We homeschool.  I am their teacher.  I teach them history, language arts, math, science, geography, art, sewing, knitting, to name a few.  We have lessons on a variety of subjects that intersect.  Most times I simply introduce things and they run with it. In the beginning, I lead and by the end I just facilitate.

And sometimes we make up strange games because that’s what we need. More on that at the end of the post…

dance party3

This method works for our family.  I give them a taste to whet their curiosity, to whet their appetite for learning.

And frankly, the only thing that matters, as their parent and as their teacher, is not what I say.  It’s what I do.

Let me say that again.

It’s what I do.

A lot of parents ask me how I do it, raise the five kids, maintain a creative life, and look happy doing it.  If we choose a life path that fulfills us, my children are learning to do the same.  They are always watching.  And they often reflect back what they are absorbing around them.

When we practice a morning ritual, they are learning discipline and gratitude.

When we make a commitment to creativity, they are learning the importance of passion and thinking differently.

When we have outbursts of anger, impatience, and frustrations, they learn that we are not perfect and that’s ok.

When we apologize to them and in front of them, they learn how to make amends and ask forgiveness.

When we let go of the past, they learn how to forgive.

When we make mistakes and fail, they learn how to fall and rise with grace and that a second chance is always there.

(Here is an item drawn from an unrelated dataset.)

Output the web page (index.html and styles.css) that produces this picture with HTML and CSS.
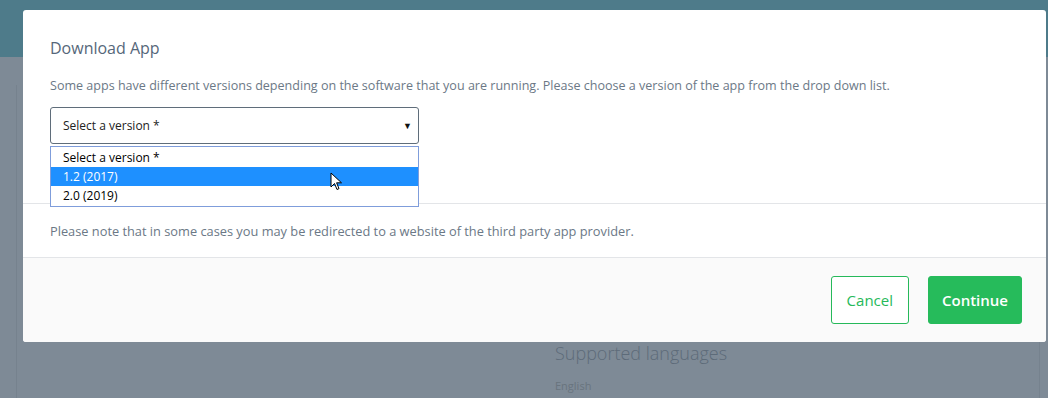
FILE: index.html
```html
<!DOCTYPE html>
<html lang="en">

<head>
    <meta charset="UTF-8">
    <meta name="viewport" content="width=device-width, initial-scale=1.0">
    <title>Download App</title>
    <link rel="stylesheet" href="styles.css">
</head>

<body>
    <div class="hero"></div>
    <div class="page">
        <div class="panel">
            <div class="panel-side">
                <h3>Supported languages</h3>
                <p>English</p>
            </div>
        </div>
    </div>

    <div class="modal">
        <div class="modal-header">
            <h2>Download App</h2>
            <p>Some apps have different versions depending on the software that you are running. Please choose a version of the app from the drop down list.</p>
            <div class="select-wrap">
                <div class="select">
                    <span>Select a version *</span>
                    <span class="arrow">&#9660;</span>
                </div>
                <ul class="options">
                    <li>Select a version *</li>
                    <li class="active">1.2 (2017)</li>
                    <li>2.0 (2019)</li>
                </ul>
                <svg class="cursor" width="13" height="20" viewBox="0 0 13 20">
                    <path d="M1 1 L1 15 L4.5 11.5 L7 17.5 L9 16.6 L6.6 10.8 L11.5 10.8 Z" fill="#fff" stroke="#000" stroke-width="1" stroke-linejoin="miter"/>
                </svg>
            </div>
        </div>
        <div class="modal-body">
            <p>Please note that in some cases you may be redirected to a website of the third party app provider.</p>
        </div>
        <div class="modal-footer">
            <button class="btn btn-outline">Cancel</button>
            <button class="btn btn-primary">Continue</button>
        </div>
    </div>
</body>

</html>
```

FILE: styles.css
```css
body {
    margin: 0;
    font-family: "Open Sans", Arial, sans-serif;
    background-color: #7e8a96;
    height: 398px;
    overflow: hidden;
    position: relative;
}

.hero {
    height: 57px;
    background-color: #4e7b8a;
}

.page {
    padding: 0 8px 0 16px;
}

.panel {
    margin-top: 28px;
    height: 320px;
    border-left: 1px solid #76828e;
    border-right: 1px solid #76828e;
    display: flex;
    justify-content: flex-end;
}

.panel-side {
    width: 484px;
    padding-top: 256px;
}

.panel-side h3 {
    margin: 0;
    font-size: 18px;
    font-weight: 300;
    color: #5d6b79;
    line-height: 24px;
}

.panel-side p {
    margin: 13px 0 0;
    font-size: 11px;
    color: #69747e;
}

/* modal over the page */
.modal {
    position: absolute;
    top: 10px;
    left: 23px;
    right: 2px;
    background: #fff;
    border-radius: 3px;
}

.modal-header {
    height: 167px;
    padding: 26px 27px 0;
    border-bottom: 1px solid #e3e5e8;
}

.modal-header h2 {
    margin: 0;
    font-size: 16px;
    font-weight: 400;
    line-height: 24px;
    color: #56677a;
}

.modal-header p,
.modal-body p {
    margin: 17px 0 0;
    font-size: 12.55px;
    line-height: 18px;
    color: #6b7886;
}

.select-wrap {
    position: relative;
    width: 369px;
    margin-top: 12px;
}

.select {
    height: 35px;
    border: 1px solid #5f6d7a;
    border-radius: 3px;
    display: flex;
    align-items: center;
    justify-content: space-between;
    padding: 0 6px 0 12px;
    font-size: 12px;
    color: #222;
}

.select .arrow {
    font-size: 9px;
    color: #111;
}

.options {
    position: absolute;
    top: 39px;
    left: 0;
    right: 0;
    margin: 0;
    padding: 1px 0;
    list-style: none;
    background: #fff;
    border: 1px solid #7f9ddb;
    font-size: 12px;
    color: #000;
}

.options li {
    height: 19px;
    line-height: 19px;
    padding-left: 12px;
}

.options li.active {
    background: #1e90ff;
    color: #fff;
}

.cursor {
    position: absolute;
    left: 280px;
    top: 65px;
}

.modal-body {
    height: 53px;
    padding: 0 27px;
    border-bottom: 1px solid #e3e5e8;
}

.modal-body p {
    margin: 0;
    padding-top: 18px;
    font-size: 12.8px;
}

.modal-footer {
    height: 84px;
    background: #fafafa;
    display: flex;
    justify-content: flex-end;
    align-items: flex-start;
    gap: 19px;
    padding: 18px 24px 0 0;
    box-sizing: border-box;
    border-radius: 0 0 3px 3px;
}

.btn {
    height: 48px;
    padding: 0 14px;
    border-radius: 3px;
    font-family: "Open Sans", Arial, sans-serif;
    font-size: 15px;
    cursor: pointer;
}

.btn-outline {
    background: #fff;
    border: 1px solid #26b95a;
    color: #26b95a;
    padding: 0 15px;
}

.btn-primary {
    background: #26bb5b;
    border: 1px solid #26bb5b;
    color: #fff;
    font-weight: 600;
    padding: 0 13px;
}
```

When we choose to empathize, they learn compassion.

When we stop what we are doing to listen, they learn how important they are.

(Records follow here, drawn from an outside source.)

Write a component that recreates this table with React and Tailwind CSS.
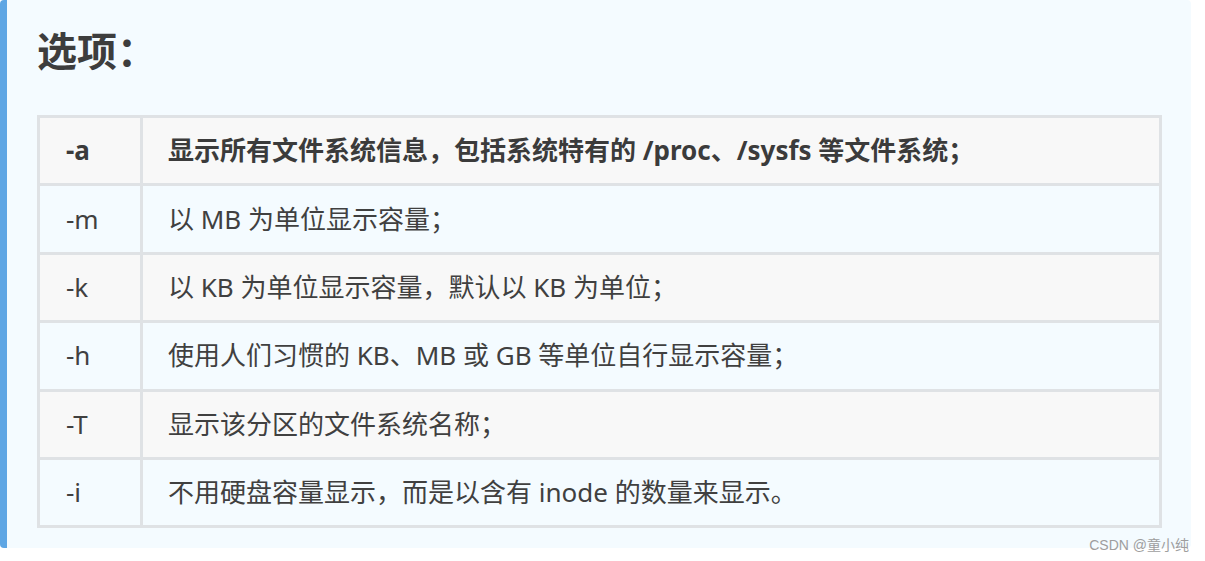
import React from "react";

const rows = [
    { opt: "-a", desc: "显示所有文件系统信息，包括系统特有的 /proc、/sysfs 等文件系统；" },
    { opt: "-m", desc: "以 MB 为单位显示容量；" },
    { opt: "-k", desc: "以 KB 为单位显示容量，默认以 KB 为单位；" },
    { opt: "-h", desc: "使用人们习惯的 KB、MB 或 GB 等单位自行显示容量；" },
    { opt: "-T", desc: "显示该分区的文件系统名称；" },
    { opt: "-i", desc: "不用硬盘容量显示，而是以含有 inode 的数量来显示。" },
];

const App = () => {
    return (
        <div
            className="relative w-[1205px] h-[561px] bg-white overflow-hidden"
            style={{ fontFamily: '"Noto Sans", "Noto Sans CJK SC", sans-serif' }}>
            <div className="w-[1191px] h-[548px] bg-[#f4fbff] border-l-[7px] border-[#5ea6e4] rounded-[4px] pl-[30px] pt-[23px]">
                <h3 className="text-[40px] leading-[56px] font-bold text-[#3d3d3d] mb-[36px]">选项：</h3>
                <div className="w-[1125px] border-[3px] border-[#dfe2e5] text-[26px] text-[#404040]">
                    {rows.map((row, i) => (
                        <div
                            key={row.opt}
                            className={
                                "box-content flex items-center h-[65.4px] " +
                                (i % 2 === 0 ? "bg-[#f8f8f8] " : "bg-[#f4fbff] ") +
                                (i < rows.length - 1 ? "border-b-[3px] border-[#dfe2e5] " : "") +
                                (i === 0 ? "font-bold text-[#3b3b3b]" : "")
                            }>
                            <div className="w-[103px] h-full flex items-center px-[26px] border-r-[3px] border-[#dfe2e5]">
                                {row.opt}
                            </div>
                            <div className="flex-1 px-[25px] whitespace-nowrap">{row.desc}</div>
                        </div>
                    ))}
                </div>
            </div>
            <div
                className="absolute right-[16px] top-[535px] text-[14px] text-[#9e9e9e]"
                style={{ fontFamily: '"Liberation Sans", "Noto Sans CJK SC", sans-serif' }}>
                CSDN @童小纯
            </div>
        </div>
    );
};

export default App;
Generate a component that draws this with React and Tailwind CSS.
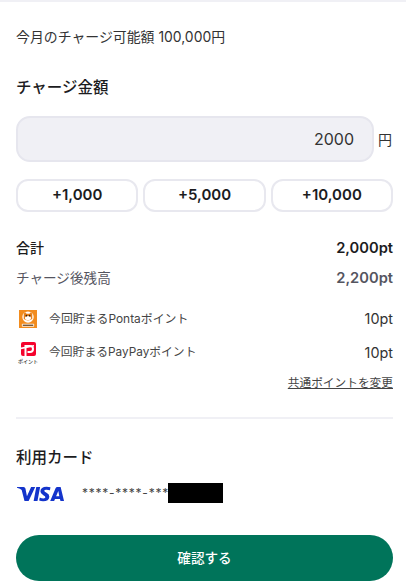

When we are honest about needing a break or time to exercise, they learn self-care.

When we ask for help, they learn humility and how to recognize their own limitations.

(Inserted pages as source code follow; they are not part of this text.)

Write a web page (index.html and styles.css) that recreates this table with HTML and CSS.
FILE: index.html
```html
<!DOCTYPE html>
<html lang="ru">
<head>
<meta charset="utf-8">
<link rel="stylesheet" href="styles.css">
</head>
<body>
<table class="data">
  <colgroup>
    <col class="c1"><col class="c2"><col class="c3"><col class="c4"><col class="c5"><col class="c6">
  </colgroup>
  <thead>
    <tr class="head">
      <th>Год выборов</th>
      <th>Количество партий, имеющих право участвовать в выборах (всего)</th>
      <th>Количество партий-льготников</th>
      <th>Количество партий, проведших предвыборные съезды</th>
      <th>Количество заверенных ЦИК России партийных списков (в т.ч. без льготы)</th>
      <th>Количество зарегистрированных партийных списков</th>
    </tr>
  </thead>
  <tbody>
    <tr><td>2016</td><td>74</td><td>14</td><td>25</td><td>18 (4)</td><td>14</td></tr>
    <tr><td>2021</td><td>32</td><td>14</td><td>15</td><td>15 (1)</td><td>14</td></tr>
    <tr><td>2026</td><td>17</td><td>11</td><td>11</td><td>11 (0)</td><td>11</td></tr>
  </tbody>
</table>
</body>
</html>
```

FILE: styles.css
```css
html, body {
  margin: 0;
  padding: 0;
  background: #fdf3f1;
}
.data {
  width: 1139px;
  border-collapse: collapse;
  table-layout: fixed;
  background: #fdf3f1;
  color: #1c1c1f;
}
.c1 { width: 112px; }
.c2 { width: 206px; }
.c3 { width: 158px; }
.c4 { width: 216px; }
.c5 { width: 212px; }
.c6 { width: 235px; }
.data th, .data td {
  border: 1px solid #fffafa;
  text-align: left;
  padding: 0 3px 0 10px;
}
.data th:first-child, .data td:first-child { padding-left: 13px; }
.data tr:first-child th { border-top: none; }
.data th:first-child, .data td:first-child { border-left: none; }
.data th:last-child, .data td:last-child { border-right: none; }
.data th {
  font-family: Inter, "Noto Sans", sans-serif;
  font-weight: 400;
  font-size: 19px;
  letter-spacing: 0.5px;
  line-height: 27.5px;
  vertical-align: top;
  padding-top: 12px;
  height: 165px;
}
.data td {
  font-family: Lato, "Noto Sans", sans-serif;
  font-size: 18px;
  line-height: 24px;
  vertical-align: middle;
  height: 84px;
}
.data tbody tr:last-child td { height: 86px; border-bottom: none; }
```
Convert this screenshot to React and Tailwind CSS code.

When my husband and I make the effort to spend time together, they learn how to care for a relationship.

When we inject my sense of humour into our day or to break the tension, they learn that life can be joyful and playful.

When we notice a sky’s colours or the shape of clouds, they learn wonder and awe.

When we greet our day or night by being outside or go for a walk, they learn to appreciate nature.

When we are conscious of how we feed our bodies, they learn to respect and revere their own bodies.

When we focus on how we feel and how strong and energetic we are, they learn beauty is in the function of their body and not the form.

When we give them time to follow an interest, they learn to love learning.

When I say maybe to their wildest imagination, they learn to dream big.

When we travel, they learn to broaden their horizon and to respect other ways of doing and seeing things.

When we slow down and make deliberate choices with what we do, they learn how to value their time.

When we are honest with our finances and we have to make choices as a family, they learn opportunity cost.

When we listen, they learn that they don’t have to shout.

When we are afraid to take a risk to follow our heart and leap anyway, they learn courage.

When we choose love, they learn that it’s a choice.

When we forget to do all these things but try again to do better tomorrow, they learn how to be human.

This would be the advice that I give to all new parents, parents who feel like they are flailing, parents who feel overwhelmed with all the decisions in front of them, parents who homeschool, parents who have their kids in school, parents who feel like they’ve lost their chance with their older children, parents who feel guilty that they didn’t give enough to their children, parents who work so hard in and out of the home.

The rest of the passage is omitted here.